Allan Garraway

From Festipedia, hosted by the FR Heritage Group
Allan Garraway
Born 1926
Cambridge
Died 2014
Newtonmore
Employer FR Co.
Occupation General Manager
Employment started 1955
Employment ended 1986
Predecessor Robert Evans
Successor David Pollock
Spouse Moyra McMillan
Official positions held:
FR Soc. Director 1954 - 1955
FR People | WHR People

Allan George Weldon Garraway, MBE, MA, CEng, MIMechE, MCIT was the first general manager of the revived Festiniog Railway. Garraway gained railway experience in the Royal Engineers before working for British Railways. Having spent time volunteering on the Talyllyn and Festiniog Railways, in 1955 he left BR to work full time as manager of the Festiniog Railway.

Later appointed general manager, Garraway was regularly seen out on the line, usually driving Linda. He continued to manage the FR until the completion of the line's reopening to Blaenau Ffestiniog in 1983. In retirement Garraway moved to Scotland and continued to be involved in railway preservation. He died in 2014.

Early life[edit]

The son of R.H.R. (Ron) Garraway, Allan Garraway was born on 14th June 1926 in Cambridge. His father was District Locomotive Superintendent at Cambridge shed so Garraway was introduced to steam locomotives from an early age.[1] He was educated as a boarder at the Leys School Cambridge (School House, 1939 - 44) which was evacuated to Pitlochry in Scotland where he became Mate of the Rover Scout troop. This, no doubt, was a reflection of his leadership potential recognised at an early age.[2]

Having obtained his degree at Cambridge University (St Catherines College) in 1947, Garraway served with the Royal Engineers in Germany where for a while he was loco superintendent on the Detmold Military Railway.[3] On release (having attained the rank of Captain), he trained on a special two-year course at British Railways Doncaster Works. He then spent time at Neville Hill where he gained a reputation for setting valve gear. Garraway was later appointed an assistant to the Motive Power Superintendent, Eastern Region, British Railways, with particular responsibilities for Automatic Train Control (ATC) matters. During his period working for BR he was a member of 157 Locomotive Running Squadron in the Army Emergency Reserve and attended annual training camps at Longmoor. His Army connections would later come in useful in getting help for the FR (relaying from Tan y Bwlch to Garnedd Tunnel and erection of the 1964 loco shed steelwork in Glan y Mor yard). It would also lead to strong Longmoor influence on the FR's Central Traffic Control.

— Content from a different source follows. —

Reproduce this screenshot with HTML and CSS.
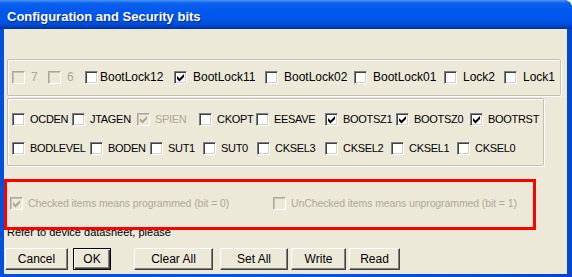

Involvement with the FR[edit]

Driving Linda, 1966. Photo: Gil Roscoe.

In 1951 Garraway met Bill Harvey who was visiting Stratford to inspect the new BR 7MT Britannia pacifics. Harvey suggested Garraway join him for a week's volunteering on the Talyllyn Railway (though he was already a TR Society member).[1] In July 1951, while working in the TR's locomotive department, they travelled up from Towyn on Garraway's 350 cc BSA motorcycle and explored the Festiniog Railway from the Dduallt area to the Moelwyn Tunnel and down to Tan y Bwlch as well as visiting Boston Lodge and Portmadoc. Seeing the FR track they both agreed that this was the railway they should be working on![4] Whilst at the TR Garraway was involved in keeping the venerable Dolgoch running until other motive power could be found.

It was just weeks later that the Bristol Meeting which founded the FR Society took place. After attending that meeting, called by Leonard Heath Humphrys, Garraway played an active role in the foundation of the Ffestiniog Railway Society and recorded how having the FR Company taken over by Alan Pegler "was not quite what we had originally wanted, but we felt that after over two years of frustration (trying get the Society to take over the FR) this was going to be the best way to get the railway going again, and we accepted."[5] Garraway was one of the first volunteers on the revived Festiniog Railway in 1954, and was appointed engineer in November.[6] Allan was unimpressed by BR's modernisation plan and it was to be just 18 months later at the beginning of June 1955 that he left BR and took up the post of full-time Manager and Engineer to the Festiniog Railway Company shortly before passenger services resumed in July. He was required by Alan Pegler to give up his role in the FR Society of which he was a director until late 1955.[7] He was appointed the first General Manager of the revived company in 1958.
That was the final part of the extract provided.